Remembering Auschwitz

Michael Cook
27 Jan 2015
Reproduced with Permission
MercatorNet

Today, January 27, is Holocaust Memorial Day , the 70th anniversary of the liberation of Auschwitz by Russian troops. Lieut. Ivan Martynushkin, of the Red Army, was one of the first to enter the camp. The guards had fled and only about 7,500 prisoners remained, peering fearfully through the barbed wire. They spoke a Babel of languages.

"We saw emaciated people -- very thin, tired, with blackened skin," Martynushkin, now 90, told Radio Free Europe . "They were dressed in all sorts of different ways -- someone in just a robe, someone else with a coat or a blanket draped over their robe. You could see happiness in their eyes. They understood that their liberation had come, that they were free."

The handful of survivors were the lucky ones. About 1.1 million people died at Auschwitz-Birkenau, about one million of them Jews. The Nazi extermination machine transported them from all over Europe by train. Upon arrival most of them were marched to gas chambers and their bodies were incinerated.

There is something peculiarly terrible about Auschwitz. It has become a place of pilgrimage but I doubt if most people could say what draws them there. No doubt some are just curious. Others must be drawn by a desire to make atonement in a small way for the evil done there.

Genocide did not stop after the world learned about Auschwitz. Even as the commandant of Auschwitz, Rudolph Höss, was being hanged in 1947, innocent men and women were still being herded into Soviet gulags. Tens of millions died in the 1950s in Mao's China, millions in Cambodia in the 1970s, hundreds of thousands in Rwanda, thousands in Bosnia. It continues today in Nigeria, in Iraq and Syria and in Dafur.

If that is the case, what is the significance of this anniversary? There are many different interpretations, ranging from anti-Semitism, to racism, to the unique evil of Nazism, to the denial of our common humanity.

All of these capture part of the truth. But 70 years on, they make us feel that we are incapable of repeating these atrocities. We are too well educated, too civilised. When we say "never again", we are probably thinking that other people should never commit these crimes again.

However, the men who planned the extermination of Jews, Poles, Russians, Roma and other ethnic groups came from what may have been the best educated, most civilised, country in Europe. Surely there is a continuity between them and us; "them" is "us".

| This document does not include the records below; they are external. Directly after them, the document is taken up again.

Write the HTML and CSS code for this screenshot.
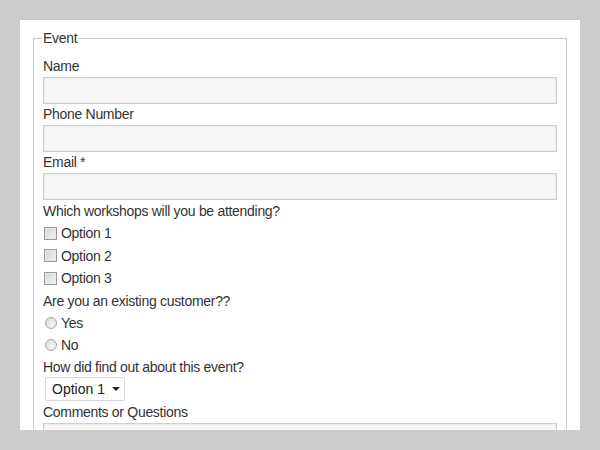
FILE: index.html
```html
<!DOCTYPE html>
<html>
<head>
<meta charset="utf-8">
<link rel="stylesheet" href="styles.css">
</head>
<body>
<div class="panel">
  <form class="form">
    <fieldset class="group">
      <legend class="legend">Event</legend>
      <label class="label">Name</label>
      <input class="field" type="text">
      <label class="label">Phone Number</label>
      <input class="field" type="text">
      <label class="label">Email *</label>
      <input class="field" type="text">
      <div class="label label-gap">Which workshops will you be attending?</div>
      <label class="choice"><input class="check" type="checkbox"><span>Option 1</span></label>
      <label class="choice"><input class="check" type="checkbox"><span>Option 2</span></label>
      <label class="choice"><input class="check" type="checkbox"><span>Option 3</span></label>
      <div class="label label-gap">Are you an existing customer??</div>
      <label class="choice"><input class="radio" type="radio" name="cust"><span>Yes</span></label>
      <label class="choice"><input class="radio" type="radio" name="cust"><span>No</span></label>
      <div class="label">How did find out about this event?</div>
      <div class="select-row">
        <span class="select-wrap">
          <select class="select"><option>Option 1</option><option>Option 2</option><option>Option 3</option></select>
        </span>
      </div>
      <label class="label">Comments or Questions</label>
      <textarea class="area"></textarea>
    </fieldset>
  </form>
</div>
</body>
</html>
```
FILE: styles.css
```css
html, body {
  margin: 0;
  padding: 0;
}
body {
  background: #cccccc;
  padding: 20px;
  font-family: "Liberation Sans", Arial, sans-serif;
  font-size: 14px;
  letter-spacing: -0.3px;
  color: #333333;
}
.panel {
  background: #ffffff;
  height: 410px;
  overflow: hidden;
  padding: 10px 13px 0 13px;
  box-sizing: border-box;
}
.form {
  margin: 0;
}
.group {
  margin: 0;
  border: 1px solid #c8c8c8;
  padding: 10px 9px 10px 9px;
  min-width: 0;
}
.legend {
  padding: 0 1px;
  margin-left: -1px;
  line-height: 16px;
}
.label {
  display: block;
  line-height: 21px;
}
.label-gap {
  margin-top: 1px;
}
.field {
  display: block;
  box-sizing: border-box;
  width: 100%;
  height: 27px;
  margin: 0;
  border: 1px solid #cfcfcf;
  background: #f7f7f7;
  box-shadow: inset 0 0 0 1px #ececec;
  font: inherit;
}
.choice {
  display: flex;
  align-items: center;
  height: 22.5px;
}
.check {
  -webkit-appearance: none;
  appearance: none;
  width: 13px;
  height: 13px;
  margin: 0 4px 0 1px;
  box-sizing: border-box;
  border: 1px solid #9a9a9a;
  background: linear-gradient(135deg, #d4d4d4, #f4f4f4);
  box-shadow: inset 0 0 0 1px #e8e8e8;
}
.radio {
  -webkit-appearance: none;
  appearance: none;
  width: 12px;
  height: 12px;
  margin: 0 4px 0 2px;
  box-sizing: border-box;
  border: 1px solid #a8a8a8;
  border-radius: 50%;
  background: radial-gradient(circle at 60% 65%, #f6f6f6, #d4d4d4);
}
.select-row {
  display: flex;
  margin-top: -1px;
  padding: 0 0 0 2px;
  height: 25px;
}
.select-wrap {
  position: relative;
  display: inline-block;
}
.select-wrap::after {
  content: "";
  position: absolute;
  right: 5px;
  top: 10px;
  border-left: 4px solid transparent;
  border-right: 4px solid transparent;
  border-top: 4px solid #222;
  pointer-events: none;
}
.select {
  -webkit-appearance: none;
  appearance: none;
  width: 80px;
  height: 24px;
  box-sizing: border-box;
  border: 1px solid #d8d8d8;
  border-radius: 2px;
  background: #ffffff;
  font: inherit;
  color: #222;
  padding: 0 0 0 6px;
  margin: 0;
}
.area {
  display: block;
  box-sizing: border-box;
  width: 100%;
  height: 80px;
  margin: 0;
  border: 1px solid #cfcfcf;
  background: #f7f7f7;
  box-shadow: inset 0 0 0 1px #ececec;
  resize: none;
}
```
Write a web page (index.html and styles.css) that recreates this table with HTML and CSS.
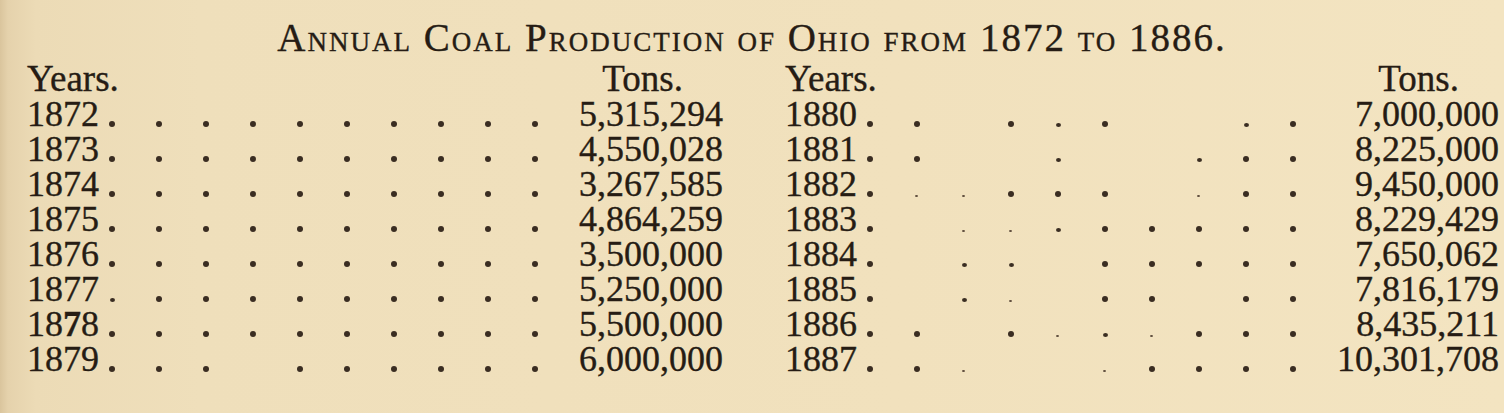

Like the Germans of the 1930s, we are children of the Enlightenment. At the heart of Enlightenment thinking are the twin convictions that human reason is a tool for dominating the world around us and that personal freedom is the yardstick for measuring everything. Divorced from God, human reason becomes just a tool for using the world. The limitations of the human condition can be transcended with efficient technology. Divorced from truth, freedom becomes the will to power.

A powerful supporter of this critique of the Enlightenment is the Polish sociologist and philosopher Zygmunt Bauman, a one-time Communist, who left Poland in 1968 when Jews were purged from the civil service. In his 1989 book Modernity and the Holocaust and elsewhere he argues that Auschwitz is the culmination of technological thinking:

It arrived … in a factory-produced vehicle, wielding weapons only the most advanced science could supply, and following an itinerary designed by scientifically managed organization. Modern civilization was not the Holocaust's sufficient condition; it was, however, most certainly its necessary condition…

The Holocaust was not an irrational outflow of the not-yet-fully-eradicated residues of pre-modern barbarity. It was a legitimate resident in the house of modernity; indeed, one who would not be at home in any other house.

This is a highly controversial angle on the most controversial event of the 20th century. But unless we grasp the fact that the Enlightenment views of rationality and freedom which permeate our own culture are deeply implicated in the atrocity of Auschwitz, more atrocities are likely to happen. In fact, they are happening already. Abortion is the prime example, with the mother's rights triumphing over the truth of the life of the foetus.

Since we are so steeped in this outlook, it is hard to see the link between Hitler's willing executioners and our own moral choices. It's hard to find a better example of this than a recent tour of Auschwitz for right-to-die supporters led by Belgium's most famous euthanasia doctor, Wim Distelmans. Distelmans called the death camp "an inspiring venue" and said that "There is obviously no link between euthanasia in Belgium and what happened in Auschwitz."

"Those who cannot remember the past are condemned to repeat it," said the American philosopher George Santayana. And those who cannot understand Auschwitz are condemned to rebuild it.